Returning to the same position battle for the second consecutive year, Geraud Sanders knew he had to change something.
So he changed his body.
The junior receiver — who for the second straight year will compete with seniors Marcus Bennett and Jake Matkovich for playing time — punctuated his offseason training with a three-week stint in Plano, Texas, working out at Crull Fitness.
Each day he would run hills, push sleds, lift weights and high-knee and sprint through cone drills along with others, including Georgia safety J.R. Reed.
The result was he added 60 pounds to his bench press, clocked a 4.4-second 40-meter dash, improved his max squat to over 400 pounds and inched his body weight up to about 215 on his 6-foot-3 frame.
“I can 100 percent feel a difference,” Sanders said. “I’m definitely at a higher level than I was last year. Ready to take it on the field and get ready for the Sept. 1 game.”

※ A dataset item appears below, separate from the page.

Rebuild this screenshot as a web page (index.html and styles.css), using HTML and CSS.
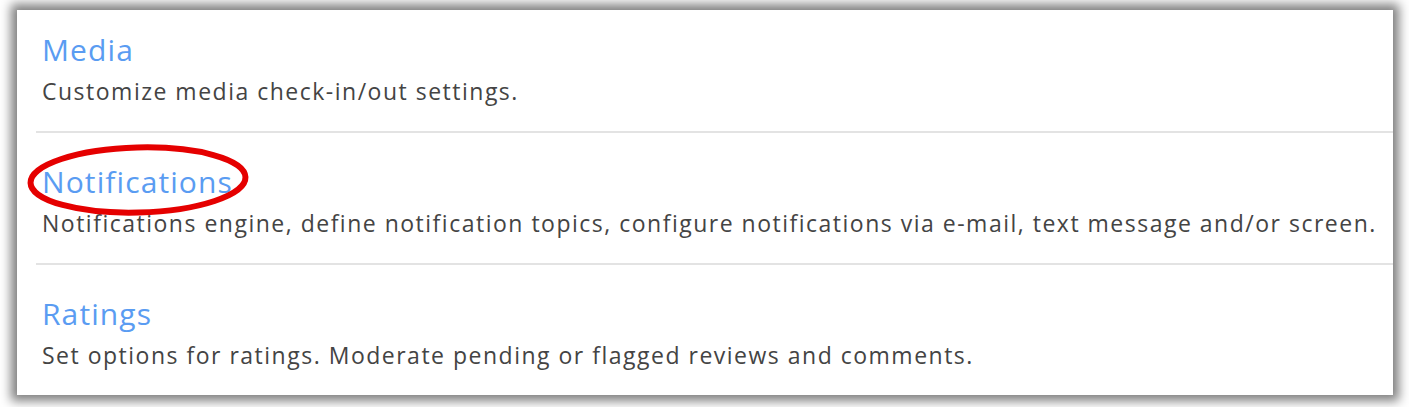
FILE: index.html
```html
<!DOCTYPE html>
<html lang="en">

<head>
    <meta charset="UTF-8">
    <meta name="viewport" content="width=device-width, initial-scale=1.0">
    <title>Settings</title>
    <link rel="stylesheet" href="styles.css">
</head>

<body>
    <div class="panel">
        <div class="item">
            <a href="#" class="item-title">Media</a>
            <p class="item-desc">Customize media check-in/out settings.</p>
        </div>
        <div class="item">
            <a href="#" class="item-title">Notifications</a>
            <p class="item-desc">Notifications engine, define notification topics, configure notifications via e-mail, text message and/or screen.</p>
            <!-- highlight annotation -->
            <svg class="highlight" width="224" height="76" viewBox="0 0 224 76">
                <ellipse cx="112" cy="38" rx="107.5" ry="32.5" fill="none" stroke="#e50000" stroke-width="6"
                    transform="rotate(-1.5 112 38)" />
            </svg>
        </div>
        <div class="item">
            <a href="#" class="item-title">Ratings</a>
            <p class="item-desc">Set options for ratings. Moderate pending or flagged reviews and comments.</p>
        </div>
    </div>
</body>

</html>
```

FILE: styles.css
```css
html,
body {
    height: 407px;
}

body {
    font-family: "Open Sans", Arial, sans-serif;
    margin: 0;
    padding-top: 10px;
    box-sizing: border-box;
    background-color: #fff;
    overflow: hidden;
}

.panel {
    background: #fff;
    width: 1376px;
    height: 385px;
    margin-left: 17px;
    box-shadow: 0 0 10px 6px rgba(0, 0, 0, 0.5);
}

.item {
    position: relative;
    margin-left: 19px;
    padding: 29px 0 25px 6px;
    border-top: 2px solid #e3e3e3;
}

.item:first-child {
    padding-top: 20px;
    border-top: none;
}

.item-title {
    display: block;
    font-size: 30px;
    line-height: 40px;
    letter-spacing: 1.1px;
    color: #5a9cf2;
    text-decoration: none;
}

.item-desc {
    margin: 6px 0 0;
    font-size: 23px;
    line-height: 30px;
    letter-spacing: 1.5px;
    color: #444;
}

.highlight {
    position: absolute;
    left: -10px;
    top: 9px;
}
```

Bennett edged forward last year in the battle for snaps at receiver as the same three sought to fill the large void left by Jalen Robinette’s departure. Bennett finished with 19 catches for 403 yards and three touchdowns. Sanders gained 204 yards, with three of his nine receptions going for touchdowns. Matkovich had one catch for 18 yards.
The competition will be no easier for any of them. Bennett continues to show a knack for getting open and catching everything thrown his way. Matkovich is still a towering threat at 6-5.
Freshman David Cormier has also turned heads in practice at 6-3, 220 and with a background as multisport star in high school.
So Sanders knew he had to be proactive if he was going to jump the line and be the one targeted most often on the few balls Air Force throws.
“Geraud is a junior and a lot of guys around here grow up when they become juniors,” offensive coordinator Mike Thiessen said. “We’ve seen that a little bit so far in practice. We haven’t had a ton to look at yet, but we’re hoping that’s the case. We’ve got three guys we’re confident in.”
Added coach Troy Calhoun about the work Sanders has put in, “It tells you something. It’s important to him. Guys that it means something to, those guys have a way of being really good contributors and helping your team on game day.”
For Sanders, the process of changing his body was interesting on several levels. His goal after graduating with a degree in economics is to attend medical school and become an orthopedic surgeon – an ambition he’s held since elementary school.
The economics training will come into play as he helps his money go to work for him and eventually open his own practice.
“I can’t sit at a desk all day, personally,” he said. “I have to get out and about.”
Yep, he demonstrated that inability to sit still this past offseason. Now Air Force will see if it pays dividends on the field.